Synthetic biology industry: the future

In this short perspective, I have described how synthetic biology is a platform design technology that is leading to the establishment of a technology stack, serviced and developed by many new start-up companies. The synthetic biology technology stack is being applied in different application sectors, which differentiates synthetic biology from the more traditional industrial biotechnology or pharmaceutical industry. As the synthetic biology industry develops, realities will emerge with companies needing to satisfy investor demands to become financially sustainable and commercially successful. Although current investment in new start-ups is growing rapidly, with ∼$6.1B investment since 2015 [22], the synthetic biology industry is still at a nascent stage and requires some of the major new companies like Ginko Bioworks, Zymergen and Amyris to become commercially successful. However, such commercial forces may lead to the development of behemoth synthetic biology corporations that resemble existing multi-nationals, thus inadvertently creating technology monopolies. The ethos of synthetic biology as a disruptive and societally enabling technology could thus be lost with existing commercialisation models resulting in ‘business as usual’ — although compromises will need to be met to ensure that the industry thrives and the technology is exploited to its full potential for societal benefit. However, a new generation of synthetic biology entrepreneurs, academic, start-ups and investors see significant advantages in pre-competitive open technology platforms. By creating an open technology environment, it is envisaged that many more new start-ups can be formed in new applications, areas and market sectors. As John F. Kennedy once said, ‘The rising tide lifts all boats’. There are parts of the synthetic biology start-up community that are committed to sharing open technology developments that can be used to ‘change the world’ for good — at least for now.

Summary

  • The new synthetic biology industry is growing rapidly, driven primarily by new start-up companies that have received ∼$6.1B investment since 2015 with the market value estimated to be $14B by 2026.

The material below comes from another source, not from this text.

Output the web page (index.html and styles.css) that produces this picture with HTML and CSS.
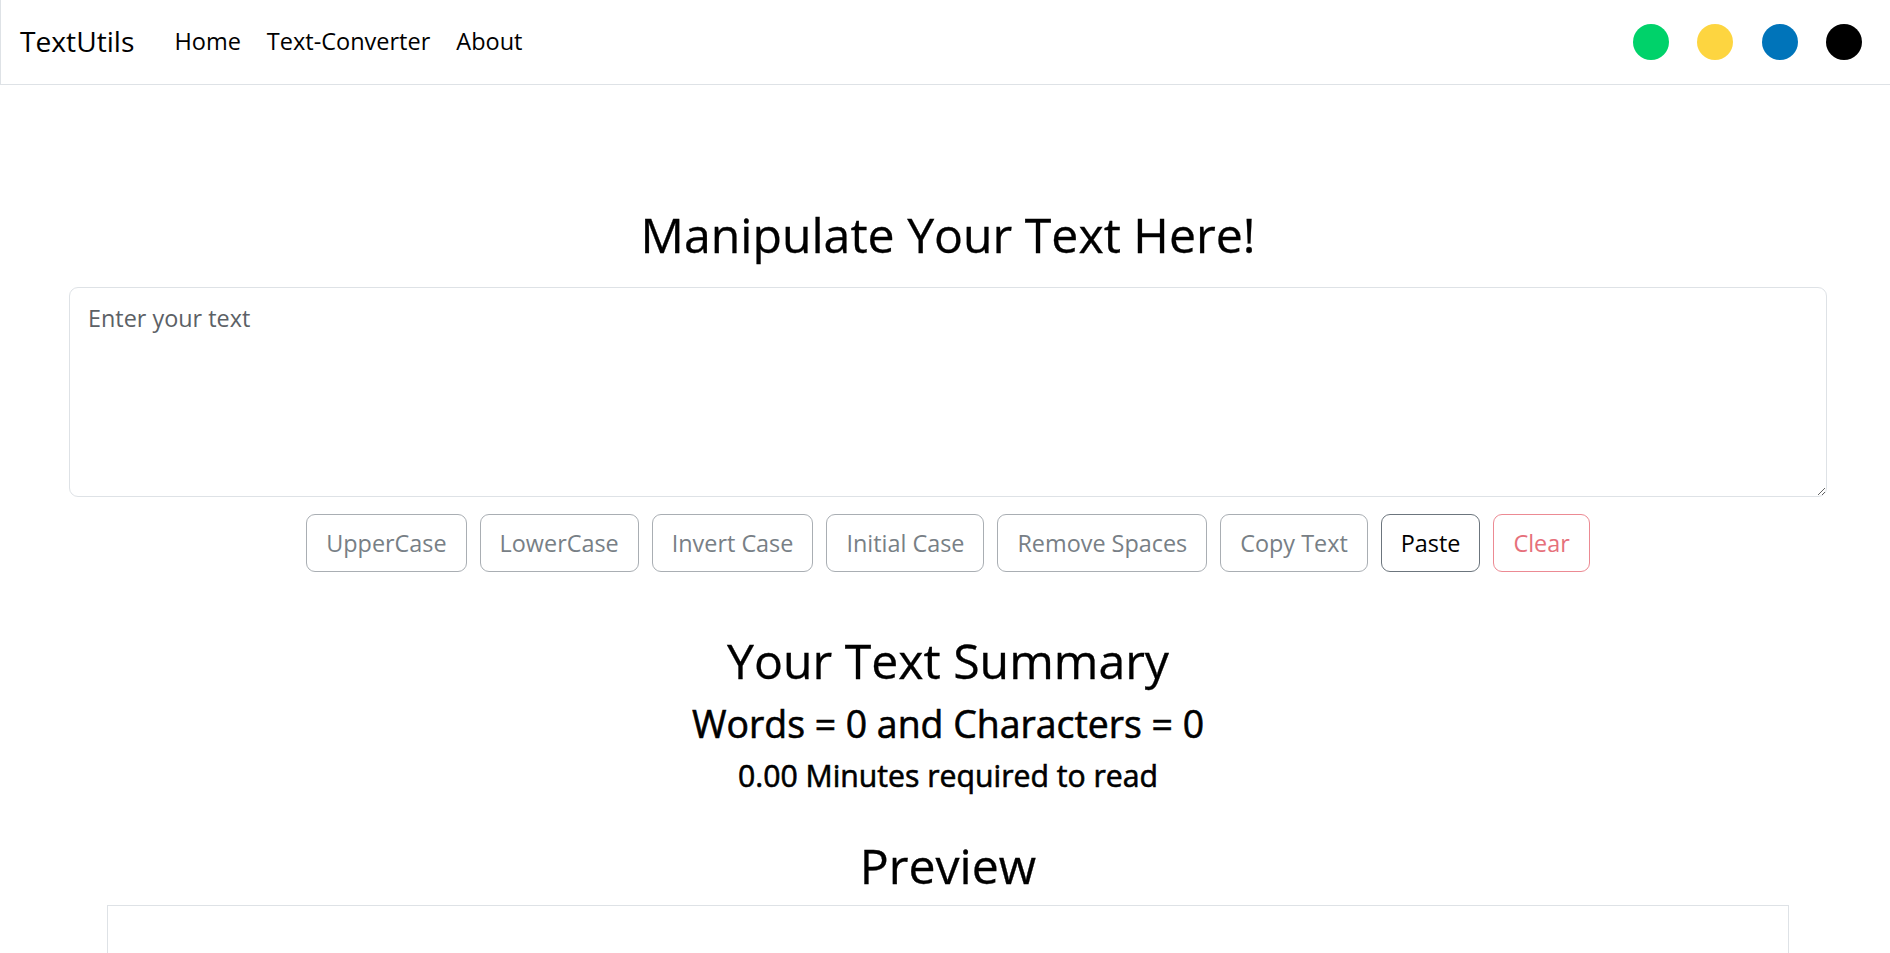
FILE: index.html
```html
<!DOCTYPE html>
<html lang="en">
<head>
<meta charset="utf-8">
<title>TextUtils</title>
<link rel="stylesheet" href="styles.css">
</head>
<body>
<nav class="navbar">
  <a class="brand" href="#">TextUtils</a>
  <ul class="nav-links">
    <li><a href="#">Home</a></li>
    <li><a href="#">Text-Converter</a></li>
    <li><a href="#">About</a></li>
  </ul>
  <div class="themes">
    <span class="dot dot-green"></span>
    <span class="dot dot-yellow"></span>
    <span class="dot dot-blue"></span>
    <span class="dot dot-black"></span>
  </div>
</nav>
<main class="main">
  <h1 class="title">Manipulate Your Text Here!</h1>
  <textarea class="text-input" placeholder="Enter your text"></textarea>
  <div class="actions">
    <button class="btn btn-secondary" disabled>UpperCase</button>
    <button class="btn btn-secondary" disabled>LowerCase</button>
    <button class="btn btn-secondary" disabled>Invert Case</button>
    <button class="btn btn-secondary" disabled>Initial Case</button>
    <button class="btn btn-secondary" disabled>Remove Spaces</button>
    <button class="btn btn-secondary" disabled>Copy Text</button>
    <button class="btn btn-paste">Paste</button>
    <button class="btn btn-danger" disabled>Clear</button>
  </div>
  <section class="summary">
    <h1 class="summary-title">Your Text Summary</h1>
    <h3 class="counts">Words = 0 and Characters = 0</h3>
    <h4 class="read-time">0.00 Minutes required to read</h4>
    <h1 class="preview-title">Preview</h1>
    <div class="preview-box"></div>
  </section>
</main>
</body>
</html>
```
FILE: styles.css
```css
* { box-sizing: border-box; }

html, body {
  margin: 0;
  padding: 0;
  background: #fff;
}

body {
  font-family: "Open Sans", "Noto Sans", sans-serif;
  font-size: 23.4px;
  color: #000;
}

.navbar {
  display: flex;
  align-items: center;
  height: 85px;
  padding: 0 28px 0 19px;
  border-left: 1px solid #dee2e6;
  border-bottom: 1px solid #dee2e6;
}

.brand {
  font-size: 28.2px;
  color: #000;
  text-decoration: none;
  margin-right: 27px;
  padding-bottom: 2px;
}

.nav-links {
  display: flex;
  list-style: none;
  margin: 0;
  padding: 0;
}

.nav-links a {
  display: block;
  padding: 0 13px 2px;
  font-size: 23.5px;
  color: #000;
  text-decoration: none;
}

.themes {
  margin-left: auto;
  display: flex;
  gap: 28.3px;
}

.dot {
  width: 36px;
  height: 36px;
  border-radius: 50%;
  display: block;
}
.dot-green { background: #00d26a; }
.dot-yellow { background: #fdd540; }
.dot-blue { background: #0074ba; }
.dot-black { background: #000; }

.main {
  margin: 0 63px 0 69px;
  padding-top: 120px;
}

.title,
.summary-title,
.preview-title {
  margin: 0;
  font-size: 48.2px;
  line-height: 58px;
  font-weight: 400;
  text-align: center;
  -webkit-text-stroke: 0.3px #000;
}

.text-input {
  display: block;
  width: 100%;
  height: 210px;
  margin-top: 24px;
  padding: 12.5px 18px;
  border: 1px solid #dee2e6;
  border-radius: 9px;
  font-family: inherit;
  font-size: 23.4px;
  line-height: 35px;
  color: #212529;
  outline: none;
}
.text-input::placeholder {
  color: #5c6166;
}

.actions {
  display: flex;
  justify-content: center;
  gap: 13px;
  margin-top: 16.5px;
}

.btn {
  font-family: inherit;
  font-size: 23.4px;
  line-height: 36px;
  padding: 10px 19px;
  border: 1px solid;
  border-radius: 9px;
  background: #fff;
}

.btn-secondary {
  color: #787f86;
  border-color: #a9aeb3;
}

.btn-paste {
  color: #000;
  border-color: #6c757d;
}

.btn-danger {
  color: #e6707b;
  border-color: #ec8a93;
}

.summary {
  text-align: center;
}

.summary-title {
  margin-top: 59.5px;
}

.counts {
  margin: 13px 0 0;
  font-size: 37.4px;
  line-height: 43px;
  font-weight: 400;
  -webkit-text-stroke: 0.6px #000;
}

.read-time {
  margin: 13px 0 0;
  font-size: 30.2px;
  line-height: 35px;
  font-weight: 400;
  -webkit-text-stroke: 0.6px #000;
}

.preview-title {
  margin-top: 42.5px;
}

.preview-box {
  margin: 11px 38px 0;
  min-height: 200px;
  border: 1px solid #dee2e6;
}
```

  • The synthetic biology industry can be segmented around a ‘Synthetic Biology Technology Stack’ comprising four abstraction layers of BioCAD design, experimental execution, biological reagents and applications.

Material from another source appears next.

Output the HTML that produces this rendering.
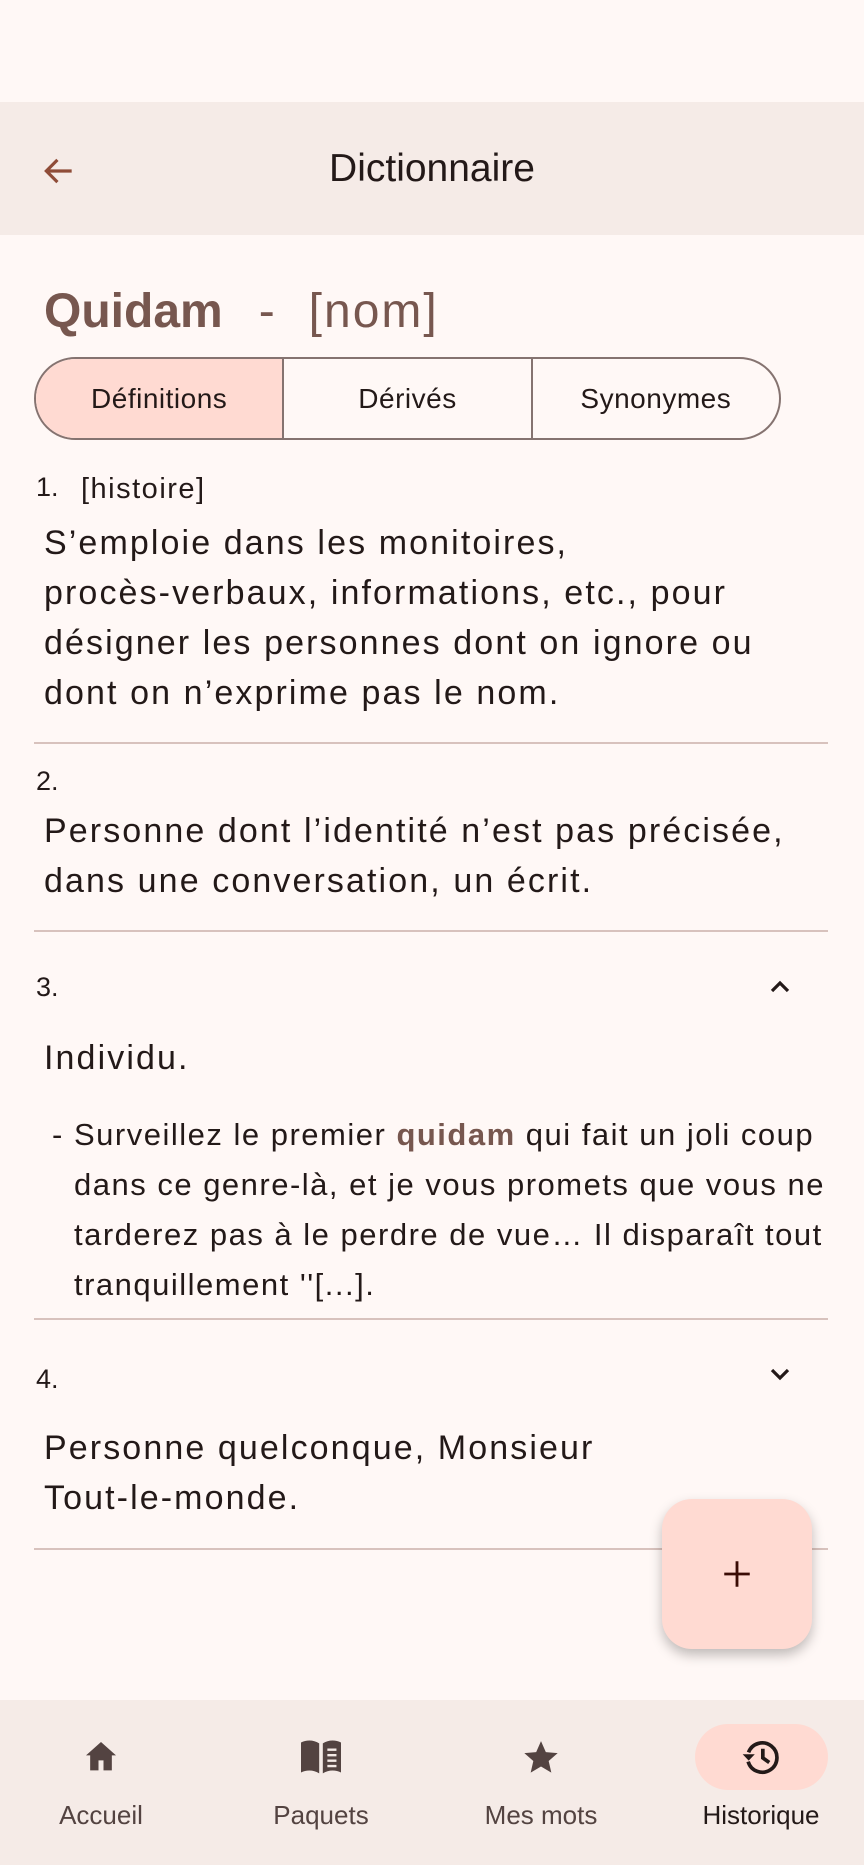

  • New applications and product areas are being identified with a growing number of companies involved in consumer biotechnology products and living therapeutics.

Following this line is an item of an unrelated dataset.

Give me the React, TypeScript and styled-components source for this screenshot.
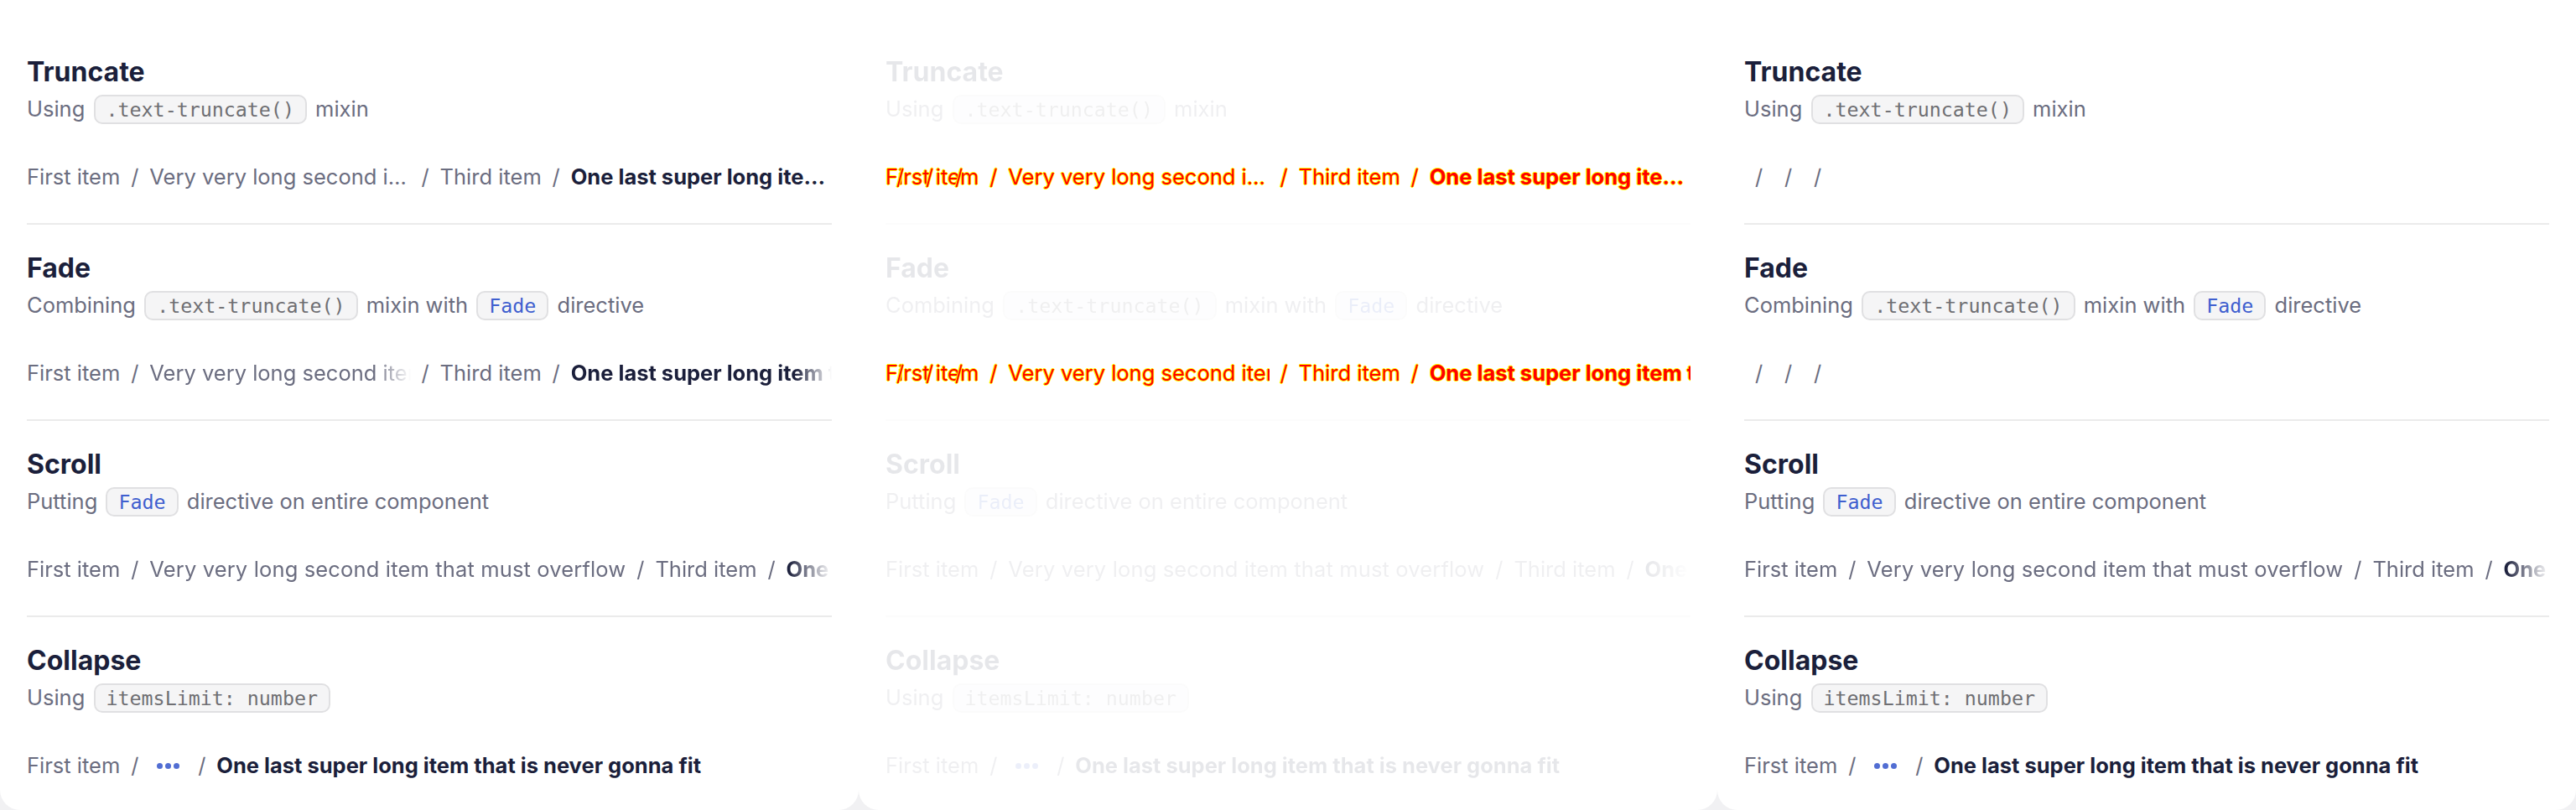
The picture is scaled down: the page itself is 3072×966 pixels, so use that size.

  • The ethos of the synthetic biology field, in terms of open technology sharing and democratisation, may be challenged by financial and market realities that result in synthetic biology corporations and technology monopolies.

Abbreviation

     
  • CAD

    computer-aided design

  •  
  • CAE

    computer-aided engineering

  •  
  • CAM

    computer-aided manufacturing

Acknowledgement

The author acknowledges support by UK Research and Innovation (EPSRC grants EP/L011573/1; EP/K038648/1).

Competing interests

The Author declares financial interests in LabGenius Ltd and Tierra Biosciences Inc.